Request. Exclude the pictures and reproduce the remaining data exactly as written.

Data block.
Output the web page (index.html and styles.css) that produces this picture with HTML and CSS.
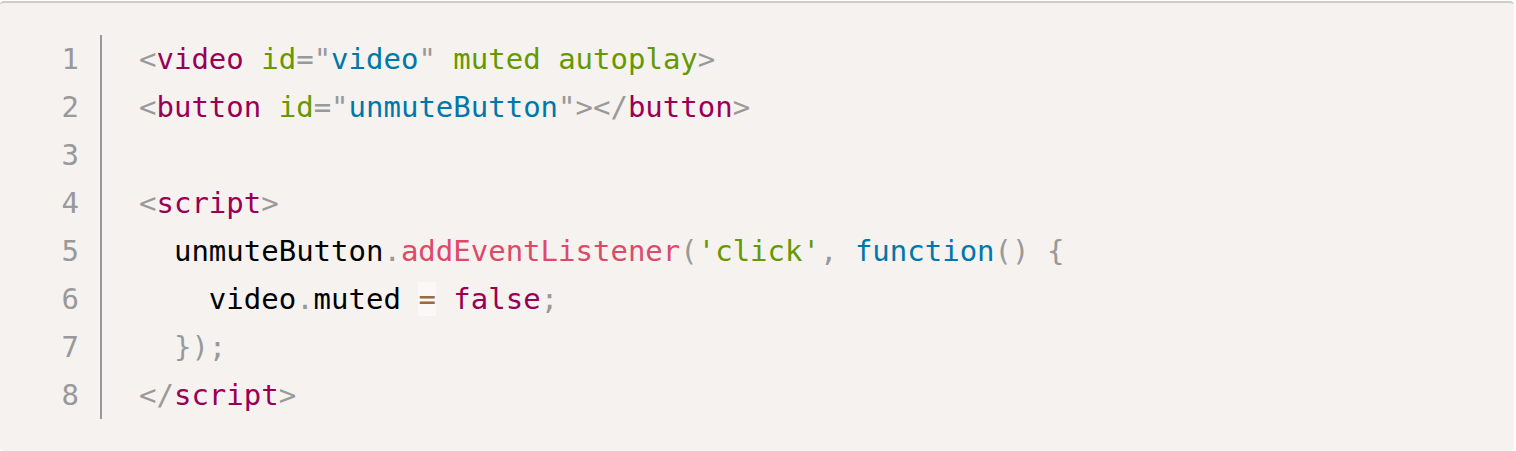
FILE: index.html
```html
<!DOCTYPE html>
<html>
<head>
<meta charset="utf-8">
<link rel="stylesheet" href="styles.css">
</head>
<body>
<div class="code-block">
<div class="gutter"><span>1</span><span>2</span><span>3</span><span>4</span><span>5</span><span>6</span><span>7</span><span>8</span></div>
<pre class="code"><code><span class="p">&lt;</span><span class="tag">video</span> <span class="attr">id</span><span class="p">="</span><span class="val">video</span><span class="p">"</span> <span class="attr">muted</span> <span class="attr">autoplay</span><span class="p">&gt;</span>
<span class="p">&lt;</span><span class="tag">button</span> <span class="attr">id</span><span class="p">="</span><span class="val">unmuteButton</span><span class="p">"&gt;&lt;/</span><span class="tag">button</span><span class="p">&gt;</span>

<span class="p">&lt;</span><span class="tag">script</span><span class="p">&gt;</span>
  unmuteButton<span class="p">.</span><span class="fn">addEventListener</span><span class="p">(</span><span class="str">'click'</span><span class="p">,</span> <span class="kw">function</span><span class="p">()</span> <span class="p">{</span>
    video<span class="p">.</span>muted <span class="op">=</span> <span class="bool">false</span><span class="p">;</span>
  <span class="p">});</span>
<span class="p">&lt;/</span><span class="tag">script</span><span class="p">&gt;</span></code></pre>
</div>
</body>
</html>
```
FILE: styles.css
```css
html, body {
  margin: 0;
  padding: 0;
  background: #ffffff;
}
body {
  padding-top: 1px;
}
.code-block {
  width: 1514px;
  box-sizing: border-box;
  display: flex;
  align-items: flex-start;
  background: #f5f2f0;
  border-top: 2px solid #cccccc;
  border-radius: 4px;
  padding: 32px 0;
  font-family: "DejaVu Sans Mono", "Liberation Mono", monospace;
  font-size: 29px;
  line-height: 48px;
}
.gutter {
  display: flex;
  flex-direction: column;
  align-items: flex-end;
  width: 79px;
  padding-right: 21px;
  border-right: 2px solid #999999;
  color: #999999;
}
.code {
  margin: 0;
  padding-left: 37px;
  font: inherit;
  color: #000000;
  white-space: pre;
}
.code code {
  font: inherit;
}
.p { color: #999999; }
.tag { color: #990055; }
.attr { color: #669900; }
.val { color: #0077aa; }
.str { color: #669900; }
.fn { color: #dd4a68; }
.kw { color: #0077aa; }
.bool { color: #990055; }
.op {
  color: #9a6e3a;
  background: rgba(255, 255, 255, 0.5);
}
```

Exercise response.
Output the web page (index.html and styles.css) that produces this picture with HTML and CSS.
FILE: index.html
```html
<!DOCTYPE html>
<html>
<head>
<meta charset="utf-8">
<link rel="stylesheet" href="styles.css">
</head>
<body>
<div class="code-block">
<div class="gutter"><span>1</span><span>2</span><span>3</span><span>4</span><span>5</span><span>6</span><span>7</span><span>8</span></div>
<pre class="code"><code><span class="p">&lt;</span><span class="tag">video</span> <span class="attr">id</span><span class="p">="</span><span class="val">video</span><span class="p">"</span> <span class="attr">muted</span> <span class="attr">autoplay</span><span class="p">&gt;</span>
<span class="p">&lt;</span><span class="tag">button</span> <span class="attr">id</span><span class="p">="</span><span class="val">unmuteButton</span><span class="p">"&gt;&lt;/</span><span class="tag">button</span><span class="p">&gt;</span>

<span class="p">&lt;</span><span class="tag">script</span><span class="p">&gt;</span>
  unmuteButton<span class="p">.</span><span class="fn">addEventListener</span><span class="p">(</span><span class="str">'click'</span><span class="p">,</span> <span class="kw">function</span><span class="p">()</span> <span class="p">{</span>
    video<span class="p">.</span>muted <span class="op">=</span> <span class="bool">false</span><span class="p">;</span>
  <span class="p">});</span>
<span class="p">&lt;/</span><span class="tag">script</span><span class="p">&gt;</span></code></pre>
</div>
</body>
</html>
```
FILE: styles.css
```css
html, body {
  margin: 0;
  padding: 0;
  background: #ffffff;
}
body {
  padding-top: 1px;
}
.code-block {
  width: 1514px;
  box-sizing: border-box;
  display: flex;
  align-items: flex-start;
  background: #f5f2f0;
  border-top: 2px solid #cccccc;
  border-radius: 4px;
  padding: 32px 0;
  font-family: "DejaVu Sans Mono", "Liberation Mono", monospace;
  font-size: 29px;
  line-height: 48px;
}
.gutter {
  display: flex;
  flex-direction: column;
  align-items: flex-end;
  width: 79px;
  padding-right: 21px;
  border-right: 2px solid #999999;
  color: #999999;
}
.code {
  margin: 0;
  padding-left: 37px;
  font: inherit;
  color: #000000;
  white-space: pre;
}
.code code {
  font: inherit;
}
.p { color: #999999; }
.tag { color: #990055; }
.attr { color: #669900; }
.val { color: #0077aa; }
.str { color: #669900; }
.fn { color: #dd4a68; }
.kw { color: #0077aa; }
.bool { color: #990055; }
.op {
  color: #9a6e3a;
  background: rgba(255, 255, 255, 0.5);
}
```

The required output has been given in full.